And here's a hint I put in another thread as well.  If you can remember the day before you wish to hard boil your eggs. _ Place your carton of eggs on its side overnight. _ This helps to center the yolks when cooked.  Not perfect but I do find it works with about 90%.

Last but not least - *YES*, older eggs are much easier to peel than fresh.


----------



## Roll_Bones (Jun 7, 2022)

Andy M. said:


> Well, I won't say "foolproof" but I have been using the procedure from Serious Eats for hard cooked eggs and I have not yet encountered an egg that was difficult to peel.
> 
> https://www.seriouseats.com/the-secrets-to-peeling-hard-boiled-eggs



I will try this method Andy.  But I have been using and trying all the methods I have learned over the years and it has always been hit and miss.
Sometimes they peel easy and sometimes not. I can have one batch peel very easy and have no issue at all.  Then the next time or the time after that using the exact same method fails.  I have never had all the eggs be a problem in one batch.  But one maybe two on occasion.
Thanks for the link.


----------



## dragnlaw (Jun 7, 2022)

I also just had another thought.  I had my own eggs from my own chickens for years.  Now I have store bought.  Although I've not had an issue with them so far (admitedly I don't cook many hardboiled eggs anymore) I _have had an issue with carving them! _

They are just more fragile and break easier.  I'm thinking that my shells were much stronger as I used to grind up the shells and feed them back to the chickens.


----------



## taxlady (Jun 7, 2022)

Andy M. said:


> Well, I won't say "foolproof" but I have been using the procedure from Serious Eats for hard cooked eggs and I have not yet encountered an egg that was difficult to peel.
> 
> https://www.seriouseats.com/the-secrets-to-peeling-hard-boiled-eggs



I see that article was updated 2020-07-29. I'm pretty sure that I originally read it before the update.
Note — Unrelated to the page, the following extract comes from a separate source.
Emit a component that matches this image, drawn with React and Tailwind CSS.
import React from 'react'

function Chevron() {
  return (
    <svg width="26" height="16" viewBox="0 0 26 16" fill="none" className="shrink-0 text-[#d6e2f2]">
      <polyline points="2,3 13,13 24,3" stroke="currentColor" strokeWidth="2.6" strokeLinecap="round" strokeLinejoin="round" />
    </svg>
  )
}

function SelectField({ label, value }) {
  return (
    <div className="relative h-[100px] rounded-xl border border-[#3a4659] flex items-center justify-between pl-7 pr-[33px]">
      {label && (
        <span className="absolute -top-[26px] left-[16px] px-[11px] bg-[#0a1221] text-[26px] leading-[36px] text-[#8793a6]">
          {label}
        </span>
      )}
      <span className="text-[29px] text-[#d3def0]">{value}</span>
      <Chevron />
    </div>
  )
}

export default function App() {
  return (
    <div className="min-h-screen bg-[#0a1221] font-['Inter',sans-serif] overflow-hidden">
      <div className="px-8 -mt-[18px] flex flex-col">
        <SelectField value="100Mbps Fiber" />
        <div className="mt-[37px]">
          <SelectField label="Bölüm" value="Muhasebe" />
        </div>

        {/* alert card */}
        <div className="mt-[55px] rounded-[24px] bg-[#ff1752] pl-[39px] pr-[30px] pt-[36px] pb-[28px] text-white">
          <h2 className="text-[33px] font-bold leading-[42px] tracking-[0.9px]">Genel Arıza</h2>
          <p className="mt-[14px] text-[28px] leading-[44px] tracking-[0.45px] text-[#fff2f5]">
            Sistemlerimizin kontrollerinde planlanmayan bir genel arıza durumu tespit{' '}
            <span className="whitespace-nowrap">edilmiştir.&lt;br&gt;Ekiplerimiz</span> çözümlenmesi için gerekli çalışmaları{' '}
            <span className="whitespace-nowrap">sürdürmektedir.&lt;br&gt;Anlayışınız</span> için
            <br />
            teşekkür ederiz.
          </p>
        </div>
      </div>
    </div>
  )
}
Which method do you use Andy? The drop the eggs into gently simmering water or steam them?


----------



## Andy M. (Jun 7, 2022)

taxlady said:


> I see that article was updated 2020-07-29. I'm pretty sure that I originally read it before the update.
> 
> Which method do you use Andy? The drop the eggs into gently simmering water or steam them?



I lower them into boiling water. return to a boil and simmer for 11-12 minutes.


----------



## Chief Longwind Of The North (Jun 7, 2022)

Foolproof method:  break raw rgg into a small, buttered bowl.  Freeze raw egg.  Place bowl in warm water to melt butter and release the frozen egg.  Place frozen egg into salted, boiling water and turn heat to simmer
  Cook until hard boiled.  No shell to worry abut., and yes, I did this as an experiment
  It's not practical for processing large amounts of eggs.

Seeeeya;  Chief Longwind of the North.


----------



## dragnlaw (Jun 8, 2022)

LOL - that's neat *Chief*!  I'm gonna try it...  just because...


----------



## Just Cooking (Jun 8, 2022)

Chief Longwind Of The North said:


> Foolproof method:  break raw rgg into a small, buttered bowl.  Freeze raw egg.  Place bowl in warm water to melt butter and release the frozen egg.  Place frozen egg into salted, boiling water and turn heat to simmer
> Cook until hard boiled.  No shell to worry abut., and yes, I did this as an experiment
> It's not practical for processing large amounts of eggs.
> 
> Seeeeya;  Chief Longwind of the North.



Isn't that a 'hard poached' egg?

Ross


----------